From the Journals

Sensory comeback: New findings show the path to smell and taste recovery after COVID



Good news for people struggling with sensory problems after a bout of COVID-19. Although mild cases of the disease often impair the ability to taste and smell, and the problem can drag on for months, a new study from Italy shows that most people return to their senses, as it were, within 3 years.

“In the vast majority of cases, the loss of the sense of smell is not irreversible,” said Paolo Boscolo-Rizzo, MD, a professor of medicine, surgery, and health sciences at the University of Trieste (Italy), and a co-author of the study, published as a research letter in JAMA Otolaryngology–Head & Neck Surgery.

Dr. Boscolo-Rizzo and his colleagues analyzed data from 88 adults with mild COVID-19, which was defined as having no lower respiratory disease and blood oxygen saturation of 94% or greater. Another group of 88 adults who never contracted the virus but sometimes had difficulties with smell and taste were also studied. In both groups, the average age was 49 years, all participants were White, and 58% were women.

The researchers tested participants’ sense of smell with sticks that contained different odors and checked their sense of taste with strips that had different tastes. Over time, fewer people had difficulty distinguishing odors. Three years after developing COVID-19, only 12 people had impaired smell, compared with 36 people at year 1 and 24 people at year 2. And at the 3-year mark, all participants had at least a partial ability to smell.

The story was similar with sense of taste, with 10 of 88 people reporting impairments 3 years later. By then, people with COVID-19 were no more likely to have trouble with smell or taste than people who did not get the virus.

A study this past June showed a strong correlation between severity of COVID-19 symptoms and impaired sense of taste and smell and estimated that millions of Americans maintained altered senses. More than 10% of people in the Italian study still had trouble with smell or taste 3 years later.

Emerging treatments, psychological concerns

“We’re seeing fewer people with this problem, but there are still people suffering from it,” said Fernando Carnavali, MD, an internal medicine physician and a site director for the Center for Post-COVID Care at the Icahn School of Medicine at Mount Sinai, New York City.

Dr. Carnavali wasn’t part of this study, but he did find the new results encouraging, and he called for similar studies in diverse populations that have experienced COVID-19. He also noted that an impaired sense of smell is distressing.

“It really has a significant psychological impact,” Dr. Carnavali said.

He recalled a patient crying in his office because her inability to smell made it impossible for her to cook. Dr. Carnavali recommended clinicians refer patients facing protracted loss of smell or taste to mental health professionals for support.

Treatments are emerging for COVID-19 smell loss. One approach is to inject platelet-rich plasma into a patient’s nasal cavities to help neurons related to smell repair themselves.

A randomized trial showed platelet-rich plasma significantly outperformed placebo in patients with smell loss up to a year after getting COVID-19.

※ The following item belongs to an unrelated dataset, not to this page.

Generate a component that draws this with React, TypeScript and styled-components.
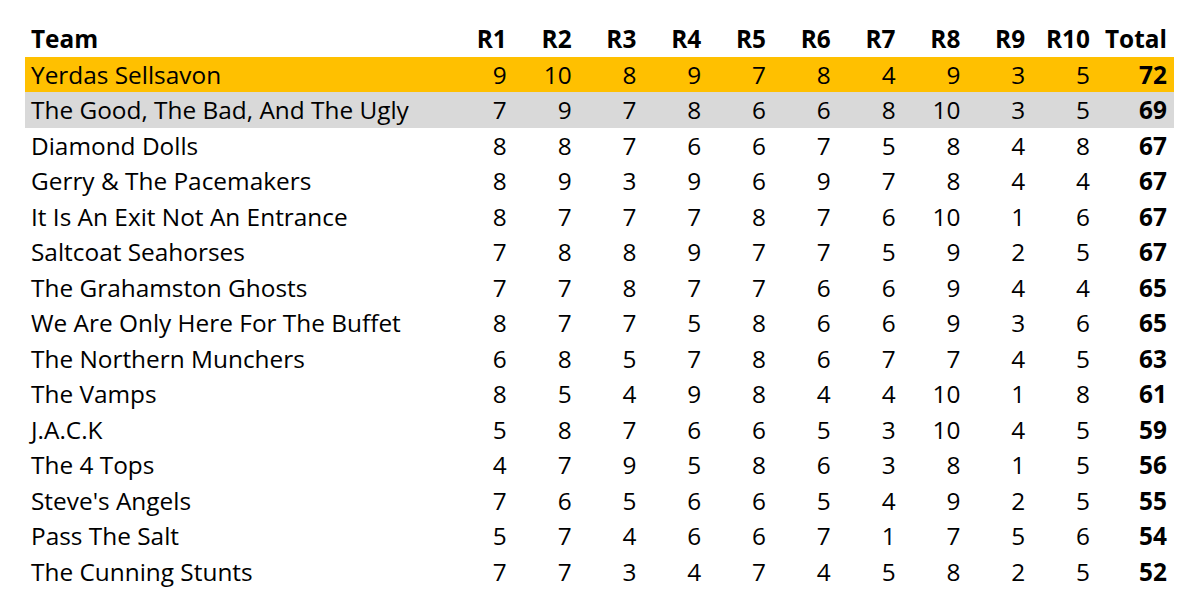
import React from "react";
import styled, { createGlobalStyle } from "styled-components";

const GlobalStyle = createGlobalStyle`
  html, body {
    margin: 0;
    padding: 0;
    background: #ffffff;
  }
  body {
    font-family: "Open Sans", "Noto Sans", sans-serif;
    color: #000000;
  }
`;

const Page = styled.div`
  width: 1200px;
  height: 611px;
  box-sizing: border-box;
  padding: 21px 26px 0 25px;
  background: #ffffff;
  overflow: hidden;
`;

const Table = styled.div`
  display: grid;
  grid-template-columns: 424px repeat(10, 64.8px) 77px;
  width: 1149px;
`;

type RowKind = "header" | "gold" | "grey" | "plain";

const rowBg: Record<RowKind, string> = {
  header: "transparent",
  gold: "#ffc000",
  grey: "#d9d9d9",
  plain: "transparent",
};

const Row = styled.div<{ $kind: RowKind }>`
  display: contents;
  & > * {
    background: ${(p) => rowBg[p.$kind]};
    font-weight: ${(p) => (p.$kind === "header" ? 700 : 400)};
  }
`;

const Cell = styled.div<{ $align?: "left" | "right"; $bold?: boolean }>`
  height: 35.5px;
  line-height: 35.5px;
  font-size: 24.4px;
  box-sizing: border-box;
  white-space: nowrap;
  text-align: ${(p) => (p.$align === "left" ? "left" : "right")};
  padding: ${(p) => (p.$align === "left" ? "0 0 0 6px" : "0 7px 0 0")};
  ${(p) => (p.$bold ? "font-weight: 700 !important;" : "")}
`;

const data: [string, number[], number][] = [
  ["Yerdas Sellsavon", [9, 10, 8, 9, 7, 8, 4, 9, 3, 5], 72],
  ["The Good, The Bad, And The Ugly", [7, 9, 7, 8, 6, 6, 8, 10, 3, 5], 69],
  ["Diamond Dolls", [8, 8, 7, 6, 6, 7, 5, 8, 4, 8], 67],
  ["Gerry & The Pacemakers", [8, 9, 3, 9, 6, 9, 7, 8, 4, 4], 67],
  ["It Is An Exit Not An Entrance", [8, 7, 7, 7, 8, 7, 6, 10, 1, 6], 67],
  ["Saltcoat Seahorses", [7, 8, 8, 9, 7, 7, 5, 9, 2, 5], 67],
  ["The Grahamston Ghosts", [7, 7, 8, 7, 7, 6, 6, 9, 4, 4], 65],
  ["We Are Only Here For The Buffet", [8, 7, 7, 5, 8, 6, 6, 9, 3, 6], 65],
  ["The Northern Munchers", [6, 8, 5, 7, 8, 6, 7, 7, 4, 5], 63],
  ["The Vamps", [8, 5, 4, 9, 8, 4, 4, 10, 1, 8], 61],
  ["J.A.C.K", [5, 8, 7, 6, 6, 5, 3, 10, 4, 5], 59],
  ["The 4 Tops", [4, 7, 9, 5, 8, 6, 3, 8, 1, 5], 56],
  ["Steve's Angels", [7, 6, 5, 6, 6, 5, 4, 9, 2, 5], 55],
  ["Pass The Salt", [5, 7, 4, 6, 6, 7, 1, 7, 5, 6], 54],
  ["The Cunning Stunts", [7, 7, 3, 4, 7, 4, 5, 8, 2, 5], 52],
];

const rounds = ["R1", "R2", "R3", "R4", "R5", "R6", "R7", "R8", "R9", "R10"];

export default function App() {
  return (
    <>
      <GlobalStyle />
      <Page>
        <Table>
          <Row $kind="header">
            <Cell $align="left">Team</Cell>
            {rounds.map((r) => (
              <Cell key={r}>{r}</Cell>
            ))}
            <Cell>Total</Cell>
          </Row>
          {data.map(([team, scores, total], i) => (
            <Row key={team} $kind={i === 0 ? "gold" : i === 1 ? "grey" : "plain"}>
              <Cell $align="left">{team}</Cell>
              {scores.map((s, j) => (
                <Cell key={j}>{s}</Cell>
              ))}
              <Cell $bold>{total}</Cell>
            </Row>
          ))}
        </Table>
      </Page>
    </>
  );
}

“I wish more people would do it,” said Zara Patel, MD, an otolaryngologist at Stanford (Calif.) Medicine, who helped conduct that trial. She said some physicians may be nervous about injecting plasma so close to the skull and are therefore hesitant to try this approach.

Another technique may help to address the olfactory condition known as parosmia, in which patients generally experience a benign odor as rancid, according to otolaryngologist Nyssa Farrell, MD, of Washington University School of Medicine, St. Louis. Dr. Farrell said around two-thirds of patients who contract COVID-19 develop the condition, and the rates of long-term parosmia range from 10%-50% depending on various studies.

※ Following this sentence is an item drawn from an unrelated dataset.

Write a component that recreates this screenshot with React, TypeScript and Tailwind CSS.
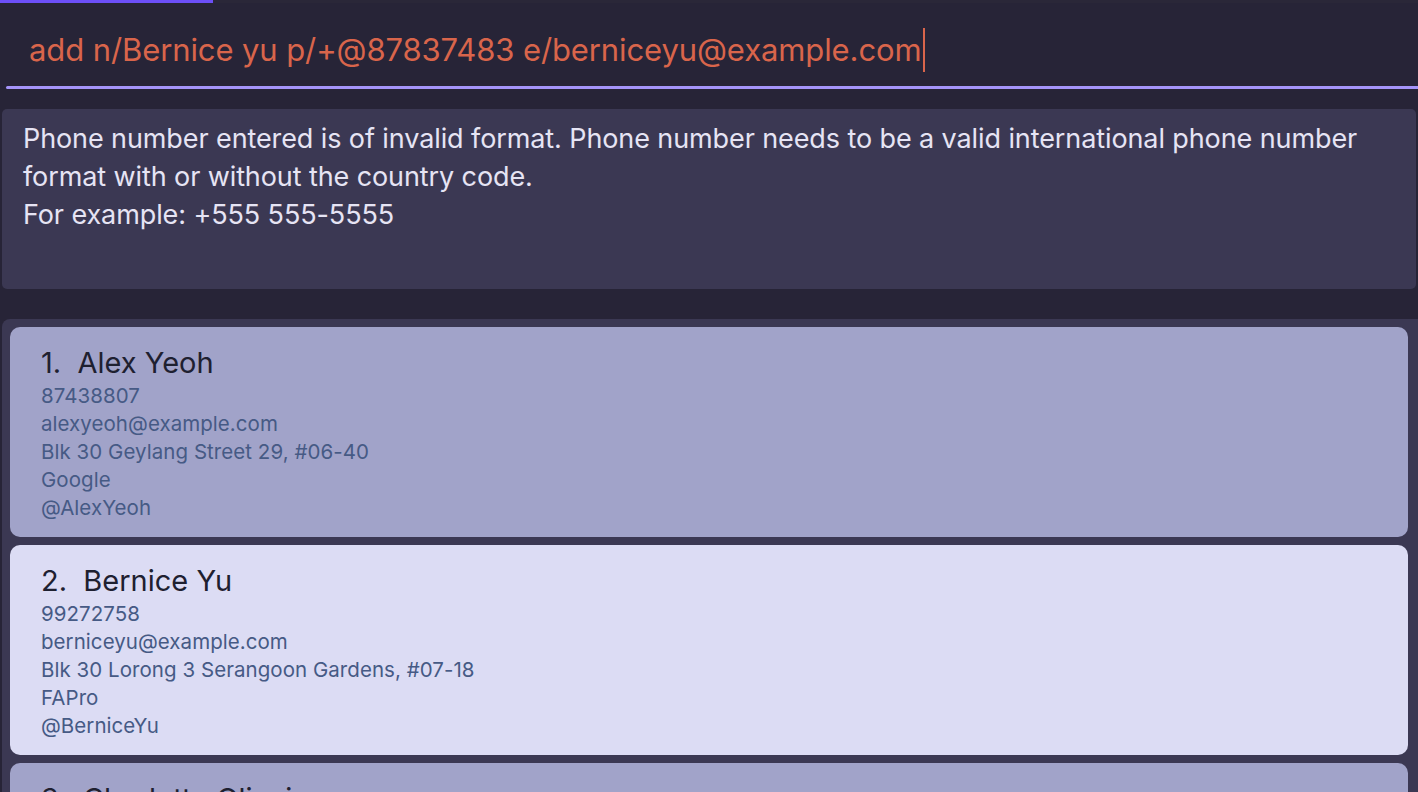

“It is almost always foul; this can profoundly affect someone’s quality of life,” impairing their ability to eat or to be intimate with a partner who now smells unpleasant, said Dr. Farrell, who wasn’t associated with this research.

The treatment, called a stellate ganglion block, is provided through a shot into nerves in the neck. People with parosmia associated with COVID-19 often report that this method cures them. Dr. Patel said that may be because their psychological health is improving, not their sense of smell, because the area of the body where the stellate ganglion block is applied is not part of the olfactory system.

Earlier this year, Dr. Farrell and colleagues reported that parosmia linked to COVID-19 is associated with an increased risk for depression, anxiety, and suicidal ideation.

One coauthor reported receiving grants from Smell and Taste Lab, Takasago, Baia Foods, and Frequency Therapeutics. The other authors reported no relevant financial relationships.